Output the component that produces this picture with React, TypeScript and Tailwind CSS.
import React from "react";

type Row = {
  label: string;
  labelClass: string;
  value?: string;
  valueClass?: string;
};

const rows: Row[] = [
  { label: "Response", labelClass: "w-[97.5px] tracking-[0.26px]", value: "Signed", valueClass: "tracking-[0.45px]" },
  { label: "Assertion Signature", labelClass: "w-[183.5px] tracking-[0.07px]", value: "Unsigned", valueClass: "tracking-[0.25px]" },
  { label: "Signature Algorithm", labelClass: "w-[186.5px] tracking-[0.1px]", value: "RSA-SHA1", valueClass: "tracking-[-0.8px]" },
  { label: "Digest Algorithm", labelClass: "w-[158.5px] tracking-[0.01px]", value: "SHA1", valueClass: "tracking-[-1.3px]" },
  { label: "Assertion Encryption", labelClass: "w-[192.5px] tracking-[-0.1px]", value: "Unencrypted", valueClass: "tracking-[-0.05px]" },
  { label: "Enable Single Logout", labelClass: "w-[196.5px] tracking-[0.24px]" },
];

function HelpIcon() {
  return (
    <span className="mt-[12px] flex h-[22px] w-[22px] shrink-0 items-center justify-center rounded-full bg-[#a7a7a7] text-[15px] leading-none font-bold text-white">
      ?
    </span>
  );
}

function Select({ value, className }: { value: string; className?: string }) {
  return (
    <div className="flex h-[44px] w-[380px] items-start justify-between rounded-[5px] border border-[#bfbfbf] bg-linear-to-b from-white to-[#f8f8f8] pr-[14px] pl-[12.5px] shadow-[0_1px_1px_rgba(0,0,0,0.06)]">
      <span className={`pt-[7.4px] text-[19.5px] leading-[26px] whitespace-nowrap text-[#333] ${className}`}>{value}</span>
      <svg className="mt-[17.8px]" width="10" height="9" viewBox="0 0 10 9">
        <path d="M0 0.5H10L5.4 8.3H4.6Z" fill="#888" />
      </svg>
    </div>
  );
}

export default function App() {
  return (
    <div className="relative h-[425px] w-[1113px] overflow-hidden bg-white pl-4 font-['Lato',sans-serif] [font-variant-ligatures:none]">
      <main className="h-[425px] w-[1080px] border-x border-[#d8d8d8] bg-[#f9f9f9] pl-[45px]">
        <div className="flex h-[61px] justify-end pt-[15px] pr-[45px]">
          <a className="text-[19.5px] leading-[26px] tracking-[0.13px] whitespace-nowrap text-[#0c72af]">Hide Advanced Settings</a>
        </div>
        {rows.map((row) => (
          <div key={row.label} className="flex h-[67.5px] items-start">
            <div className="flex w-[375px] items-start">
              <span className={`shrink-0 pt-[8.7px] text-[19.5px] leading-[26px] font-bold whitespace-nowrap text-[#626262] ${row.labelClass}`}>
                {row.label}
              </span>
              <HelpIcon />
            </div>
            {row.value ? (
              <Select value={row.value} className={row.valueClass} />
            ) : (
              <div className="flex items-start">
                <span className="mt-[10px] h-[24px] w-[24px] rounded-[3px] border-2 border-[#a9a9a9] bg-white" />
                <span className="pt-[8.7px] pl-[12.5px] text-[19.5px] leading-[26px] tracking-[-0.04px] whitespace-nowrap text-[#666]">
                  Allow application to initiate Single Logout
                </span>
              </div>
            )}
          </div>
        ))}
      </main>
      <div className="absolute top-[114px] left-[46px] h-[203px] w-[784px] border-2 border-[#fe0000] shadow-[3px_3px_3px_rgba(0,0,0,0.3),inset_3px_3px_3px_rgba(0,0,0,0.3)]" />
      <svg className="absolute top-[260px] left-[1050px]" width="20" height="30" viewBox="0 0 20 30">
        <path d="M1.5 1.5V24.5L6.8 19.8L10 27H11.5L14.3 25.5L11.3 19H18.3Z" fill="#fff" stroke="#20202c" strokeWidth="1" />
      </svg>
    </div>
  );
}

______

▶ [Task instructions]
Go through the listing above and report how many of its lines contain the word "React", with only the number as output.

▶ [Solution]
2